▸ WHAT YOU SHOULD DO
Your task is to retype the lines from the opening of the material through the line that includes "import React from". Do not copy the pictures.

########

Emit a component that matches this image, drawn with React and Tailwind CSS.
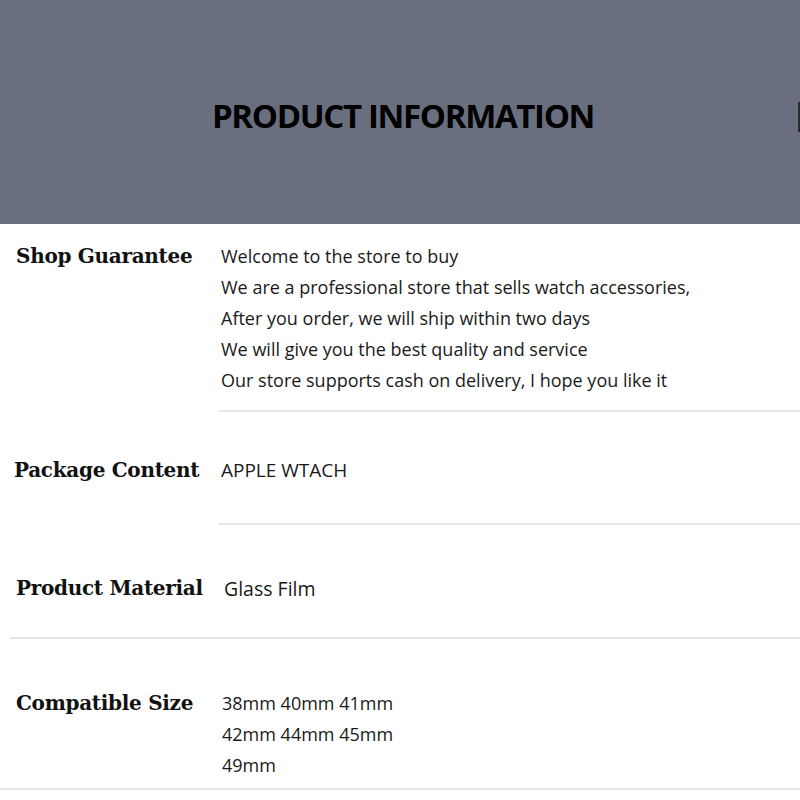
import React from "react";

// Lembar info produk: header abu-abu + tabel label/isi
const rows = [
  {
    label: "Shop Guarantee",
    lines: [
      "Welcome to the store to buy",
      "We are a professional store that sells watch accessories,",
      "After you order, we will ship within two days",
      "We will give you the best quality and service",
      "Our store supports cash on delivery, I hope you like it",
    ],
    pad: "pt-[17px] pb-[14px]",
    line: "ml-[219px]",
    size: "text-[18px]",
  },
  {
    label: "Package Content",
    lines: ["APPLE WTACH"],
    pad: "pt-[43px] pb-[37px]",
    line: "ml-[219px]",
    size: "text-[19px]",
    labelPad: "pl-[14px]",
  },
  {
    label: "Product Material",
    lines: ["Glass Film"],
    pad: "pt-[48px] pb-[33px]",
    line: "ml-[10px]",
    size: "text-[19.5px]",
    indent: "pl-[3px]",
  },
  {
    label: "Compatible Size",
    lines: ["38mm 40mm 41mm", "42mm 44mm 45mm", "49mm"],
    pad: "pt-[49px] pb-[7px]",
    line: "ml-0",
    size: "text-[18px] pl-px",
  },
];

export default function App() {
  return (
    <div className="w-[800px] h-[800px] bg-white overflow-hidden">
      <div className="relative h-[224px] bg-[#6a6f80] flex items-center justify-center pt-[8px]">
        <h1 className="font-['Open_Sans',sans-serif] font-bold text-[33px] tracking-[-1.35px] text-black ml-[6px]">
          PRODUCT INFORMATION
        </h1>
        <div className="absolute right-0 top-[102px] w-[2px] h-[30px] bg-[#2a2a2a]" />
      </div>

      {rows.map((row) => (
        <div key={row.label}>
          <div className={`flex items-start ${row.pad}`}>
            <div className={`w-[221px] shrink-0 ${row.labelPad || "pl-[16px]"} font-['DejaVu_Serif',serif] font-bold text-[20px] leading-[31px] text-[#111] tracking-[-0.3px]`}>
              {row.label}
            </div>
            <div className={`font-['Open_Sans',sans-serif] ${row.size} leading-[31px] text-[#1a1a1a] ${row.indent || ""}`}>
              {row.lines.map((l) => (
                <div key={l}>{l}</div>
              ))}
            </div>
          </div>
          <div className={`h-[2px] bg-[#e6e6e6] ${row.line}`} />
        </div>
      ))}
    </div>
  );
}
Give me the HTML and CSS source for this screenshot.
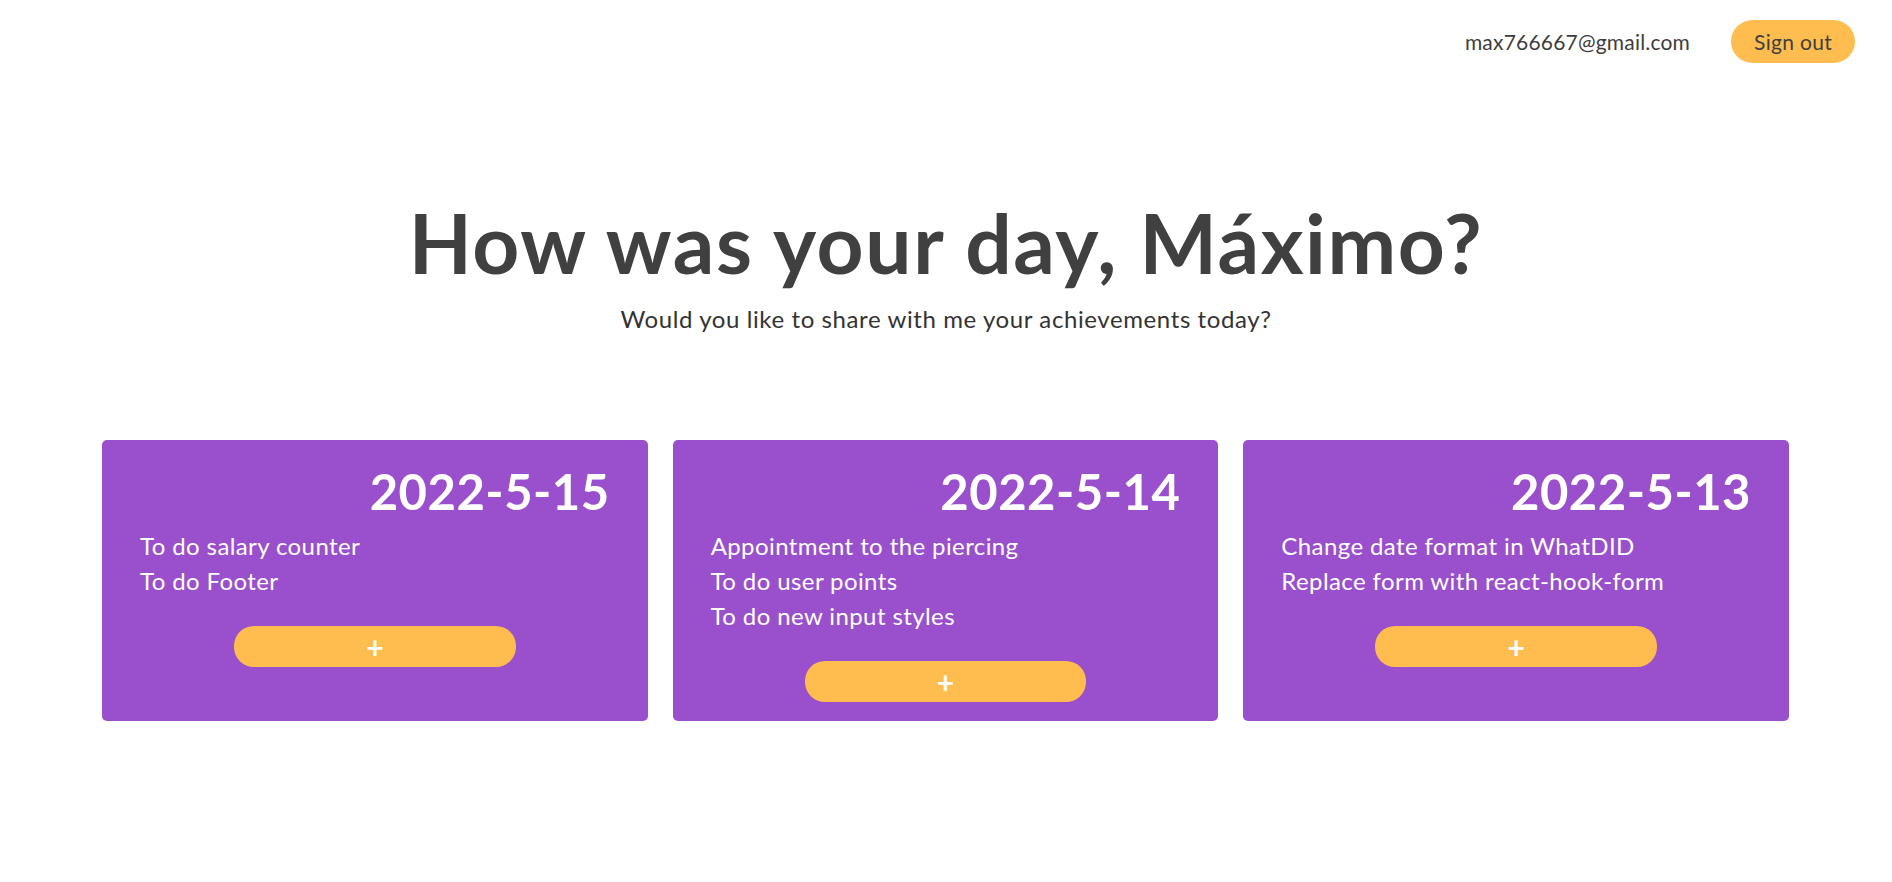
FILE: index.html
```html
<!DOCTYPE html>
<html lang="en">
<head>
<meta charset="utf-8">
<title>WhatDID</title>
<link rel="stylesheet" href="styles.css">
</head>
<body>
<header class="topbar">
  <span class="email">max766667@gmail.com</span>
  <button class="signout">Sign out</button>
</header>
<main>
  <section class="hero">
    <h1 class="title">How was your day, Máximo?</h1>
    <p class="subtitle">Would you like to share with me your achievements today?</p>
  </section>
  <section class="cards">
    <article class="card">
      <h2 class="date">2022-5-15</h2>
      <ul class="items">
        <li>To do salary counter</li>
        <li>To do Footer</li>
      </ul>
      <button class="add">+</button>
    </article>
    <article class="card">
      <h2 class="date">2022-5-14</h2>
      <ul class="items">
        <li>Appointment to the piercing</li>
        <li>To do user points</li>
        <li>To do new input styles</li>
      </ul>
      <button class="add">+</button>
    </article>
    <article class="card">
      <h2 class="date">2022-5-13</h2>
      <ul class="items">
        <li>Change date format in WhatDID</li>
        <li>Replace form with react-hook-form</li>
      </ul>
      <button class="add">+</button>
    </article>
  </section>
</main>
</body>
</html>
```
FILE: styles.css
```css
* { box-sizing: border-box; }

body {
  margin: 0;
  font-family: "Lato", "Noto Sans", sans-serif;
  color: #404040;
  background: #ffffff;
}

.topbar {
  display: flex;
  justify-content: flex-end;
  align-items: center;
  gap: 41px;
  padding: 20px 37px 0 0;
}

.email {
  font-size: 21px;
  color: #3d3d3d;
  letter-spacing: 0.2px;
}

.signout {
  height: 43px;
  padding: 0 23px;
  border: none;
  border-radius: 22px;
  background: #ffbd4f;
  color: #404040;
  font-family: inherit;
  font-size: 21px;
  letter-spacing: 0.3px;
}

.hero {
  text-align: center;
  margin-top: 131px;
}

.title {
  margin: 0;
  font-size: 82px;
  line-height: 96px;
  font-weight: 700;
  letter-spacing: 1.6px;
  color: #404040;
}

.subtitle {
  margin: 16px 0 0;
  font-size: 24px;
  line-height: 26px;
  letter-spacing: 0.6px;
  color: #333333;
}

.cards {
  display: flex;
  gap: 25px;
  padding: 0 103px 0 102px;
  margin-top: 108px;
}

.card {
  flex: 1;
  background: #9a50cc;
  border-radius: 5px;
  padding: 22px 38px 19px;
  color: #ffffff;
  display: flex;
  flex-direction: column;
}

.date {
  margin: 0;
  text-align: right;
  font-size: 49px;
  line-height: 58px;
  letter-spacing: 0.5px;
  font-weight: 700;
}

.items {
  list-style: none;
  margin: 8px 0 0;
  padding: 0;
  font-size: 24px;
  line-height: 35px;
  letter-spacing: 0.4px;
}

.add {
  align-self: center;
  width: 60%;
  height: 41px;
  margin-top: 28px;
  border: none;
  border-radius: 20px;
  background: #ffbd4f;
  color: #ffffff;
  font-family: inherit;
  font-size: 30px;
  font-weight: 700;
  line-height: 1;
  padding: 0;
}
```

########

▸ EXERCISE SOLUTION
Emit a component that matches this image, drawn with React and Tailwind CSS.
import React from "react";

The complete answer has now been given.